→ EXERCISE REQUIREMENTS:
Each line that holds the word "styled" is to be identified and copied.

Web page code records
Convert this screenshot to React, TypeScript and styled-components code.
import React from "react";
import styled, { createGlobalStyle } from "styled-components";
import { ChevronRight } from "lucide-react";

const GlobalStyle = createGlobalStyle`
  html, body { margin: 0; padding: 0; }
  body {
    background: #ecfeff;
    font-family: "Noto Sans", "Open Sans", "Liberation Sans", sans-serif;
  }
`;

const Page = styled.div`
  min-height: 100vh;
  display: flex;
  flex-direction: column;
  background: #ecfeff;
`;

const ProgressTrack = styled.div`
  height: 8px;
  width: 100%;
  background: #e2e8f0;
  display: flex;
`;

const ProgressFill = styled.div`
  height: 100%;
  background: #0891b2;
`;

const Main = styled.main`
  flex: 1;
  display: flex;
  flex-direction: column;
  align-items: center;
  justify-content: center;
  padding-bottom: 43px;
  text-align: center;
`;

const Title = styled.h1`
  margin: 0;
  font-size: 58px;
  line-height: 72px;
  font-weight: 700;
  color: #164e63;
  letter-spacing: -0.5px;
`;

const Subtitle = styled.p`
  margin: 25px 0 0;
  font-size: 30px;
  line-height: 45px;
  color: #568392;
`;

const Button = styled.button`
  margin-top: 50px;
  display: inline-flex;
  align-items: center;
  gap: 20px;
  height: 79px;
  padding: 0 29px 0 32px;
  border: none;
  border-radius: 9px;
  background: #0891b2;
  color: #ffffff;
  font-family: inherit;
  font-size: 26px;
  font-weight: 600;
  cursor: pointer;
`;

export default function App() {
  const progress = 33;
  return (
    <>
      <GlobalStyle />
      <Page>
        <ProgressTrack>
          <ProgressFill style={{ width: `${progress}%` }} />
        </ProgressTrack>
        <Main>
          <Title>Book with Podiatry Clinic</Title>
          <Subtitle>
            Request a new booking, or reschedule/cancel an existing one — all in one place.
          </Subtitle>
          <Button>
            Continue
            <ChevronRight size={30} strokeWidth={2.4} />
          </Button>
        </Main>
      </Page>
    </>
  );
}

* * *

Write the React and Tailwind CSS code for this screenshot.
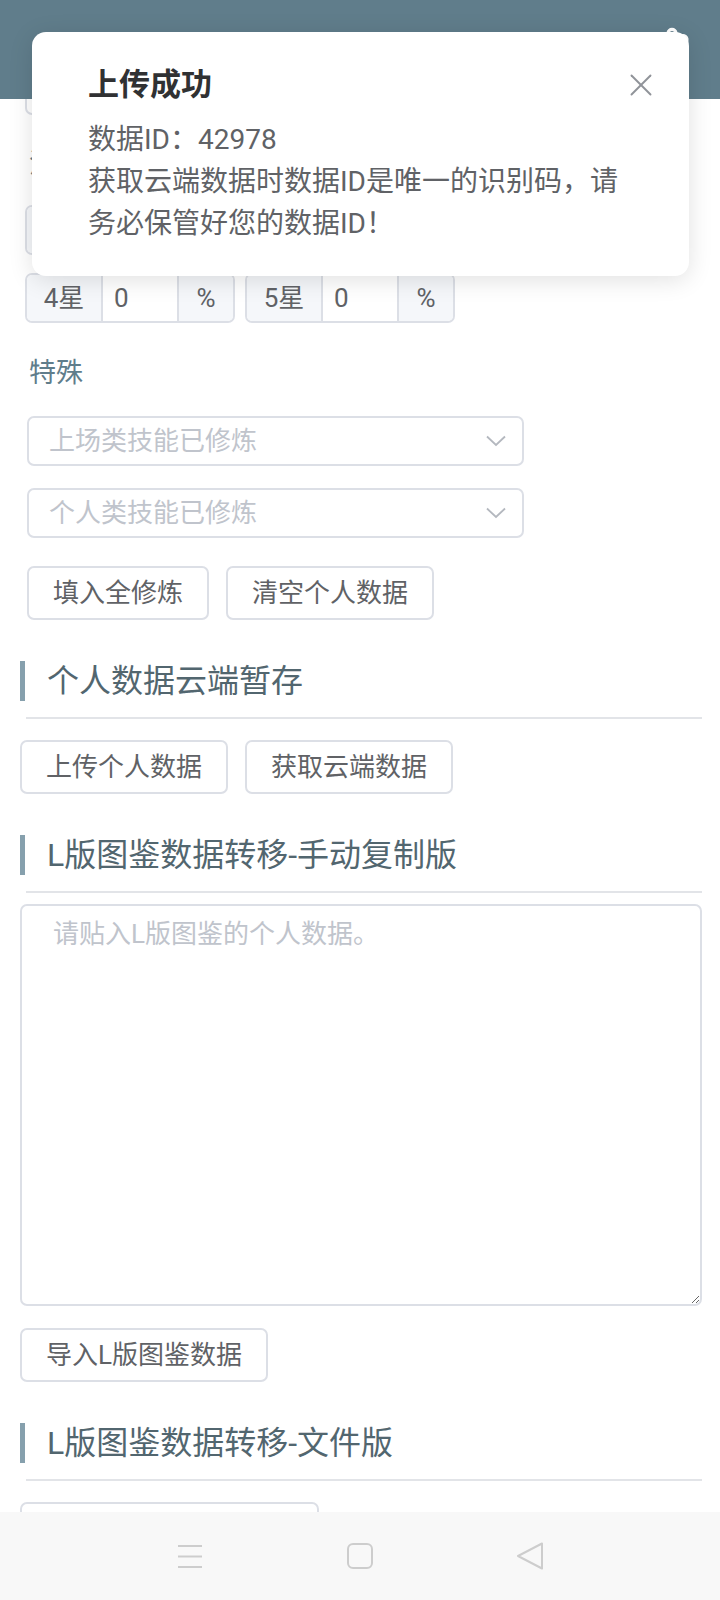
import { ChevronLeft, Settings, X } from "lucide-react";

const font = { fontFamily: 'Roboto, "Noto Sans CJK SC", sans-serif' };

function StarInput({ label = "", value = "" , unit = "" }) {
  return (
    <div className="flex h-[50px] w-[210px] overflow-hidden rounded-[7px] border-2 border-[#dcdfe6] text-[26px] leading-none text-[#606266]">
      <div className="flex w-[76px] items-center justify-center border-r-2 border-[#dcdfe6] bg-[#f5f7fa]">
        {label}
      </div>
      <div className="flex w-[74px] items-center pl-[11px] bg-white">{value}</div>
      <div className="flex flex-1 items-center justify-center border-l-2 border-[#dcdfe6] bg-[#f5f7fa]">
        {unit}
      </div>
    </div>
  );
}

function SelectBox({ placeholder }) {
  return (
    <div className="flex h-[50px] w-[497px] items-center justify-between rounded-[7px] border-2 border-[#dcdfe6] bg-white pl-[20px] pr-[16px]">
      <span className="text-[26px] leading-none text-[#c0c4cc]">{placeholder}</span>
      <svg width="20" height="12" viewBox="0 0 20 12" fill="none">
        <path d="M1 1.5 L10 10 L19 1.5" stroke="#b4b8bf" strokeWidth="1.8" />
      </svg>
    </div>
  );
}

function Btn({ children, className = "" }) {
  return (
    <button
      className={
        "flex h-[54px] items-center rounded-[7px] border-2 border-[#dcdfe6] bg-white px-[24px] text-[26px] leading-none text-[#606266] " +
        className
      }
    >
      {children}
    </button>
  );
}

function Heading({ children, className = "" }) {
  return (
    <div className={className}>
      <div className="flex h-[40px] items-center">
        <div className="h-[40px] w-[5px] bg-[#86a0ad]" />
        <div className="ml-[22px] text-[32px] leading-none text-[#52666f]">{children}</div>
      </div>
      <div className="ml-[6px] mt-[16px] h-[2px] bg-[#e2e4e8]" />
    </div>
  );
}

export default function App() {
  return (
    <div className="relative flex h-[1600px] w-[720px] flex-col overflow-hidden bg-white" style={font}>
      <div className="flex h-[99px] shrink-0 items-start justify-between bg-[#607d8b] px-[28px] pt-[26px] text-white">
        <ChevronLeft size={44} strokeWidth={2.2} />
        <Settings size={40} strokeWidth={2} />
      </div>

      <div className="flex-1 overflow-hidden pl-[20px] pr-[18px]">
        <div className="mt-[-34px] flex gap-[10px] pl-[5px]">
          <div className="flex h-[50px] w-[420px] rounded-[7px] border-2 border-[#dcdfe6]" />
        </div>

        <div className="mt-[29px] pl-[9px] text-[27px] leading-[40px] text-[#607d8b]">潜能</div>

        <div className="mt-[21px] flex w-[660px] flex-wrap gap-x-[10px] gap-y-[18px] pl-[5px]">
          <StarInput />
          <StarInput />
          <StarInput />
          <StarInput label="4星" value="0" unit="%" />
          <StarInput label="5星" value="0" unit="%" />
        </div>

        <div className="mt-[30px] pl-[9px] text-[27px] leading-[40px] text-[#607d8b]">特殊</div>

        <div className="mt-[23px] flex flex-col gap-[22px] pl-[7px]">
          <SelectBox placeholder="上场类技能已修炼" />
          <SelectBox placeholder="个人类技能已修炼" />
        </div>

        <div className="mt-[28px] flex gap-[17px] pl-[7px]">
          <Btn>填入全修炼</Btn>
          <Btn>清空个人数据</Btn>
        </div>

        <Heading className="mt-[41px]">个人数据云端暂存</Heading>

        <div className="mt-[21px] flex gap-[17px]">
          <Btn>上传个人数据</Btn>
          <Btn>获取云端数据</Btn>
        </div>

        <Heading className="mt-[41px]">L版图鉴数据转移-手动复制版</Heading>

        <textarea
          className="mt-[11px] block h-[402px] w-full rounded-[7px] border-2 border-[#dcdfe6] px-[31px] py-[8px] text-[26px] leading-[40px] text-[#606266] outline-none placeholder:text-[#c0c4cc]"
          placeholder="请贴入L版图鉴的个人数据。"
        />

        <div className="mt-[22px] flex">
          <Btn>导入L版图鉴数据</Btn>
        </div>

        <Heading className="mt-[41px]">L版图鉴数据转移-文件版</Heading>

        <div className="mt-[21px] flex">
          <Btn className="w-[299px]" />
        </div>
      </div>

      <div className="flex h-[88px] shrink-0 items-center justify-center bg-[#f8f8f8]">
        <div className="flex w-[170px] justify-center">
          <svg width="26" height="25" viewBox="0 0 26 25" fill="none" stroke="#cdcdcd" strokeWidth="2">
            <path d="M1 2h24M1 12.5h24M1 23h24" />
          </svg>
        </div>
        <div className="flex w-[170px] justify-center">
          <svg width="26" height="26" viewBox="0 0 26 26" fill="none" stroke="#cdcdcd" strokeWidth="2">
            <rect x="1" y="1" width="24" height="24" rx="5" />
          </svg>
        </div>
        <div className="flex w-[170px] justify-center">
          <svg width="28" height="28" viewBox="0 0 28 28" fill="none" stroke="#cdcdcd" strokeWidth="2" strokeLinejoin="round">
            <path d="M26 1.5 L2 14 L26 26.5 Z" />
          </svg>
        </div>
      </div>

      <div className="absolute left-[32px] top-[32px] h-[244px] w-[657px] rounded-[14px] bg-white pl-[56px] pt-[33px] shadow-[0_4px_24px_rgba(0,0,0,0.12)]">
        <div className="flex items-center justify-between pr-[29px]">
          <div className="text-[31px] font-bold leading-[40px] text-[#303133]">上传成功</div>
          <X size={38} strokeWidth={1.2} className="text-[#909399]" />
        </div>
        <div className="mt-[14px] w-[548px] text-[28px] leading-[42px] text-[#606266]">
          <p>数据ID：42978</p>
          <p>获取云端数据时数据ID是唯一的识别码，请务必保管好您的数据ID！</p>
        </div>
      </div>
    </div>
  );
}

→ FULL OUTPUT:
Convert this screenshot to React, TypeScript and styled-components code.
import styled, { createGlobalStyle } from "styled-components";
const Page = styled.div`
const ProgressTrack = styled.div`
const ProgressFill = styled.div`
const Main = styled.main`
const Title = styled.h1`
const Subtitle = styled.p`
const Button = styled.button`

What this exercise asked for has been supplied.